故人が負債を遺していた場合には、自宅不動産など、どうしても相続しなければいけない遺産がなければ、相続放棄ということが出来ます。しかしむやみやたらと放棄をしてしまうことによって、逆に損をする場合がありますので気をつけましょう。
もし何らかの理由により、相続することに対して躊躇しているなら、まずは法律の専門家にアドバイスをいただくと良いかもしれませんね。
まず万が一故人が借金を抱えていた場合、返済しなければいけないのは残された遺族になります。
その際に生命保険や貯金などの財産を含めると、相続された金額からきれいに返済出来る場合があります。このような場合には相続放棄をする必要はないのですから、きちんと計算してみましょう。

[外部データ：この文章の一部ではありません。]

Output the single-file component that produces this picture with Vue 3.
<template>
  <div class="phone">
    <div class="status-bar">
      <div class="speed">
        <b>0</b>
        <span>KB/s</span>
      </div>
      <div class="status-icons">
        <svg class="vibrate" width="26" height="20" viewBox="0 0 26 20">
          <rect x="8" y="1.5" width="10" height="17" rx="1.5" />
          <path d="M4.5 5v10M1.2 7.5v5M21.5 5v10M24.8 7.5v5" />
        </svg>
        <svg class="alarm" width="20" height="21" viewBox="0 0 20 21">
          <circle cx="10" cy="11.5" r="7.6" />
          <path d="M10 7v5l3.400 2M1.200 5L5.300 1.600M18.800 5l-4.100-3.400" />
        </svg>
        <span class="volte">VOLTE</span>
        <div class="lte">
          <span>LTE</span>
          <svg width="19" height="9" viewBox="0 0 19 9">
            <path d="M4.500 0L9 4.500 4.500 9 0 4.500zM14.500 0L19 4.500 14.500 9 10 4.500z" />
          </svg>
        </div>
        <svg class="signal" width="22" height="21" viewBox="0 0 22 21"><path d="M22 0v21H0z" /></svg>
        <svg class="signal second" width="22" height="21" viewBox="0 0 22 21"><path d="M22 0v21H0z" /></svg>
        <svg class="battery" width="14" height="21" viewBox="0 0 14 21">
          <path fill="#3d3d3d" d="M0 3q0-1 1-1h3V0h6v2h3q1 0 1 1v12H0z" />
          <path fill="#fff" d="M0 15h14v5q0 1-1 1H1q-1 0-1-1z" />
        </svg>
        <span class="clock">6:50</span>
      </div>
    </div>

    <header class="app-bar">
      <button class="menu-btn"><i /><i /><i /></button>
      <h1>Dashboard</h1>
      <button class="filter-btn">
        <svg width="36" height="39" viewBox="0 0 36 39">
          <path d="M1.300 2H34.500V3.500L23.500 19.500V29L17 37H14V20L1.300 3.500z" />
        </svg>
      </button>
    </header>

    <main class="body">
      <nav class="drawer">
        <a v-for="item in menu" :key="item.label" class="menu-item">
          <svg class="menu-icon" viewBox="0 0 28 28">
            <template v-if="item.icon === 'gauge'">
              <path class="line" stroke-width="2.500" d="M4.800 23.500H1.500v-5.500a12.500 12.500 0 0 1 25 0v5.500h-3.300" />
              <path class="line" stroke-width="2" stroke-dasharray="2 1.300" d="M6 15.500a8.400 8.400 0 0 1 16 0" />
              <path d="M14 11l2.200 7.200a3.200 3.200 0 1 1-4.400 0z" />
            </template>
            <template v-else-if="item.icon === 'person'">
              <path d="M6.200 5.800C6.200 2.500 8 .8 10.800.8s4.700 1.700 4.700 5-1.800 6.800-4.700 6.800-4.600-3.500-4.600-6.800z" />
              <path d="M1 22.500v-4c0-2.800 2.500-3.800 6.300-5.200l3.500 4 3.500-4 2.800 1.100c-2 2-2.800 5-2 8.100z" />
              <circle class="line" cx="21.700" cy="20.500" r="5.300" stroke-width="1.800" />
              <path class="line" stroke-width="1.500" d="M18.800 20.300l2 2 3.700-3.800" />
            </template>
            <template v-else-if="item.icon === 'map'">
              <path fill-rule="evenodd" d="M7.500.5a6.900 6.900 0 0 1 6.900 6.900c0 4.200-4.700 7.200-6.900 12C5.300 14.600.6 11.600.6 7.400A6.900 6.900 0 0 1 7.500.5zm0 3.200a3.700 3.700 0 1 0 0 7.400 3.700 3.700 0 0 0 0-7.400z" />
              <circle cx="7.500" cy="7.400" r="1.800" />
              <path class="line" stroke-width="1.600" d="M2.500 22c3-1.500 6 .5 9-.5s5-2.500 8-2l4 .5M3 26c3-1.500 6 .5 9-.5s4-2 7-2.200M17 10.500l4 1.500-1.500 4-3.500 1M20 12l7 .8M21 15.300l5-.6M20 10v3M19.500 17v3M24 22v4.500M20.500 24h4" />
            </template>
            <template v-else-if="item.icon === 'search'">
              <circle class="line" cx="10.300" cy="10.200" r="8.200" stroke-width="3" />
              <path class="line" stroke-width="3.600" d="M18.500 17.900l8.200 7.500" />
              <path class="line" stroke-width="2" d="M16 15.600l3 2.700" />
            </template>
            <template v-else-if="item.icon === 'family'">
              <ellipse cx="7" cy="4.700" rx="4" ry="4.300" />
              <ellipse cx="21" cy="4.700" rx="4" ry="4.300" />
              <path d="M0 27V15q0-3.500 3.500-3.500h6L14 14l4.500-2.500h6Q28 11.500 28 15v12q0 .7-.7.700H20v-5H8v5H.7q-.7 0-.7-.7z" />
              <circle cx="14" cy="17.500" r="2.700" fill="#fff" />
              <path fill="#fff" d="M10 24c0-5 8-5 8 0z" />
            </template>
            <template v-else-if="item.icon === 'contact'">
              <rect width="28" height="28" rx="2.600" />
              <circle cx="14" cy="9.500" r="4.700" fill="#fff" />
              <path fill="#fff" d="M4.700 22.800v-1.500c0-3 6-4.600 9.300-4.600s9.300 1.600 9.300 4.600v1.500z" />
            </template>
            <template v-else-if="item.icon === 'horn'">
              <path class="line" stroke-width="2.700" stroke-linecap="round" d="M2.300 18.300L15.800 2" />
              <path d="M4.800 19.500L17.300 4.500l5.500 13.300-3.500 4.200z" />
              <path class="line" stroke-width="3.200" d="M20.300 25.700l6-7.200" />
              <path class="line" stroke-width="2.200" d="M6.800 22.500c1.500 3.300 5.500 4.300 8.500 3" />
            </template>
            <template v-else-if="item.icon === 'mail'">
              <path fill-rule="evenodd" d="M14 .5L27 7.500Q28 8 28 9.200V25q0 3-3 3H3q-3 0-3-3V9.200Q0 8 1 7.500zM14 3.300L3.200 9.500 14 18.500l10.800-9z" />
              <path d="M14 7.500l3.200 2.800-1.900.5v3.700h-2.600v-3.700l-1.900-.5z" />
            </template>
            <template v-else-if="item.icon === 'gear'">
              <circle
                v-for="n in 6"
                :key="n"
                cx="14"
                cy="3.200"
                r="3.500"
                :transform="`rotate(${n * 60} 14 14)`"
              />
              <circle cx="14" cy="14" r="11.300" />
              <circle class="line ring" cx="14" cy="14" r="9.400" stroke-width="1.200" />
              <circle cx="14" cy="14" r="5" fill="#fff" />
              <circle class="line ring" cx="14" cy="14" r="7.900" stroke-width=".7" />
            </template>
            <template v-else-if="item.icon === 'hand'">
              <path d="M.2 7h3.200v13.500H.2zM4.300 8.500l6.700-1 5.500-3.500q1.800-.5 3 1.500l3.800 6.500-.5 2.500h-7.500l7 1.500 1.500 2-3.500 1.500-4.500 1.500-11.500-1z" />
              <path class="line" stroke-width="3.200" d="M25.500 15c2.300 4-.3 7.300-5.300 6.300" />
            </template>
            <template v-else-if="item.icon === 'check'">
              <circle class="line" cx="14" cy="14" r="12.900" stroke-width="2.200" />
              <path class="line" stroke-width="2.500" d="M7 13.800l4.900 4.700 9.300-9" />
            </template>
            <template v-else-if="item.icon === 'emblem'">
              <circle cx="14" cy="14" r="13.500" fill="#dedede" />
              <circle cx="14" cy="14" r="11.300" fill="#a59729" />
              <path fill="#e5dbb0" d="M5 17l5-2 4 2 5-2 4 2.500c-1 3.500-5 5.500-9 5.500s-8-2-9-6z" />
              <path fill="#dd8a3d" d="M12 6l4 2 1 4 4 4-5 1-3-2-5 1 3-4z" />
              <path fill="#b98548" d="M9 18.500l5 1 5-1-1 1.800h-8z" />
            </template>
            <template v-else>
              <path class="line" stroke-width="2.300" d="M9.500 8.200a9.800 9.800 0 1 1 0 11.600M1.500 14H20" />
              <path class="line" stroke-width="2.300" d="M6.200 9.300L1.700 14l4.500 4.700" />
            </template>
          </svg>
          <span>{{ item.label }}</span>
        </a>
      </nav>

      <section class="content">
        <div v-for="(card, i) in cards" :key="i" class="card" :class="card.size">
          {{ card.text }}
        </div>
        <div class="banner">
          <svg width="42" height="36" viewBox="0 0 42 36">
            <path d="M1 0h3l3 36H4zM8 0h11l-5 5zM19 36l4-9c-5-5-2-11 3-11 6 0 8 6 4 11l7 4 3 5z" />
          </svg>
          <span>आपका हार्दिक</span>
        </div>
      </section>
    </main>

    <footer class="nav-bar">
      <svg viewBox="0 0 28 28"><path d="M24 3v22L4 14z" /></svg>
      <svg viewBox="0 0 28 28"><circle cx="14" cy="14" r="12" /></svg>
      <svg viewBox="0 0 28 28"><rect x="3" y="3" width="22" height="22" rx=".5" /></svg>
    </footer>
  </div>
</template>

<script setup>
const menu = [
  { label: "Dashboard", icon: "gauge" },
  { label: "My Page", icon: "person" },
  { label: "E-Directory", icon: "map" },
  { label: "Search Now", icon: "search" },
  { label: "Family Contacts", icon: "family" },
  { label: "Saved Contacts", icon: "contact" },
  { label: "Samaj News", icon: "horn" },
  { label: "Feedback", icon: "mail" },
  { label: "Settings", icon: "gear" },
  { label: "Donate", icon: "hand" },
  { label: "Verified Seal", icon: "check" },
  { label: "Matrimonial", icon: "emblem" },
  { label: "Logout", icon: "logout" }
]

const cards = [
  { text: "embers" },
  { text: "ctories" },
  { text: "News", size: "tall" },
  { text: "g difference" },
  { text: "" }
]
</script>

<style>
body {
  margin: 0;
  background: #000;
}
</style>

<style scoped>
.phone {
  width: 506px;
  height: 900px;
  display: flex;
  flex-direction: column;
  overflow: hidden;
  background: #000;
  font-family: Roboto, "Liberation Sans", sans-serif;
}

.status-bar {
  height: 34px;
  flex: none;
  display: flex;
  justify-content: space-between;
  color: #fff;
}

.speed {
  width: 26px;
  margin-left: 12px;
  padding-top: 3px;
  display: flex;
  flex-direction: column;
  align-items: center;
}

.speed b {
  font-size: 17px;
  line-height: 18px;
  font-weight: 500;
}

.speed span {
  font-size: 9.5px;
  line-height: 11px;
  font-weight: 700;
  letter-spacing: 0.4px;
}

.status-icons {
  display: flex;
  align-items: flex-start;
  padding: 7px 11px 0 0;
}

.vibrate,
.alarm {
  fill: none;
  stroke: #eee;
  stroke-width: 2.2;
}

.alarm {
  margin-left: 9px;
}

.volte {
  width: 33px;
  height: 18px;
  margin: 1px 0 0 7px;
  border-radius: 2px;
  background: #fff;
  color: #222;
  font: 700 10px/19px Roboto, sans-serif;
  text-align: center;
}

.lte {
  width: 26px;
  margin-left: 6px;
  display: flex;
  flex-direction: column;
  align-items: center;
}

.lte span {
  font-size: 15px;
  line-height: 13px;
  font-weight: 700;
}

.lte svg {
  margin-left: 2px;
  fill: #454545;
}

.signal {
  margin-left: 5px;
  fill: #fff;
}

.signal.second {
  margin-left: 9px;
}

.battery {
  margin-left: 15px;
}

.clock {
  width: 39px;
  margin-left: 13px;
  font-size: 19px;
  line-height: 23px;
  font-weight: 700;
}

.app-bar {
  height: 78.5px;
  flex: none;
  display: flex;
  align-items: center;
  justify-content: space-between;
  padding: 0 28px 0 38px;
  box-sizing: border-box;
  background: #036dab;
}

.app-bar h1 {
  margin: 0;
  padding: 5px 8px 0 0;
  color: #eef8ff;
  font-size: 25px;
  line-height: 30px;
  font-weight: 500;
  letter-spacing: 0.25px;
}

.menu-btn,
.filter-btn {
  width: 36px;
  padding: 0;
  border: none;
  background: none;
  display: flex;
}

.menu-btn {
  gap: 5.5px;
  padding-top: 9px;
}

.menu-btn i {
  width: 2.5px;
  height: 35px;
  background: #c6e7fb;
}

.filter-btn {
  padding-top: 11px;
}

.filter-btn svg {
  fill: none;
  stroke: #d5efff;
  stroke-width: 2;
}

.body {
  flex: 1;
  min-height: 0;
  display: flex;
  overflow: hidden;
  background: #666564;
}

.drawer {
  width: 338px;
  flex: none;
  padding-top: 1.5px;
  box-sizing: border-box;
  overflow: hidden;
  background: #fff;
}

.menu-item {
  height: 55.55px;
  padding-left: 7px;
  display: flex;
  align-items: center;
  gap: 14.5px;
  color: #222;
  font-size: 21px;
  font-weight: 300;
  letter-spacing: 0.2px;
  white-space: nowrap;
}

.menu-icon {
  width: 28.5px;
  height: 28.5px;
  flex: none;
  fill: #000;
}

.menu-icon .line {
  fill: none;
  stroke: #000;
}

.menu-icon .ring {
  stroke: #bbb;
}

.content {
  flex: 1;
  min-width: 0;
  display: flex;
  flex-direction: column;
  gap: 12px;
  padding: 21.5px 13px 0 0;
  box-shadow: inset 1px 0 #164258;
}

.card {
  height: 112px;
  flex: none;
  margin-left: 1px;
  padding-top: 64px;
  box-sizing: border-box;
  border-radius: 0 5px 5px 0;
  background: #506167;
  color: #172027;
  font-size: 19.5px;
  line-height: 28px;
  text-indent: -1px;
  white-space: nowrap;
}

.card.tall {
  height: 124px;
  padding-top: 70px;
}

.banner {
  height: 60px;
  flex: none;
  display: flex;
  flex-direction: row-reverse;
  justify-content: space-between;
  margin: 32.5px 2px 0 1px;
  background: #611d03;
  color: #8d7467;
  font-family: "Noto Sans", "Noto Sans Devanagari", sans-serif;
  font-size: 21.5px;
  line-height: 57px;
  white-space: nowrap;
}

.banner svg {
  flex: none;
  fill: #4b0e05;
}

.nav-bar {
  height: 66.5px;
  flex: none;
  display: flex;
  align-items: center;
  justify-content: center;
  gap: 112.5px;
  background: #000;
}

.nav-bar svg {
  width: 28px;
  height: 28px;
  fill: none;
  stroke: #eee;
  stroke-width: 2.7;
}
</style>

そして、相続放棄をした場合、生命保険金を受け取ることもできなくなってしまうのでしょうか。 相続放棄をした相続人は、遺産を相続する権利が無くなるのですから、生命保険金も受け取ることができないと考えてしまうかもしれません。
しかし、結論を申し上げますと、原則として相続人は生命保険金を受け取る権利を失うことはありません。生命保険金を受け取る権利は相続人の固有の権利であって、相続人の地位の有無に影響を受けることはないからです。
ただし、生命保険の契約上、受取人が「被相続人」となっている場合には、相続放棄をした相続人は保険金を受け取ることはできません。この場合に、相続人は被相続人の保険金を受け取る権利を相続することによって保険金を受け取ることになり、固有の権利として保険金を受け取るわけではありませんから、上記とは結論が異なることになります。
では逆に、生命保険金を受け取った後に、相続放棄をすることができるでしょうか。これについても、相続人が固有の権利に基づいて保険金を受け取っていた場合には、相続を単純承認したことにはなりませんから、保険金受取後に相続放棄をすることができるということになります。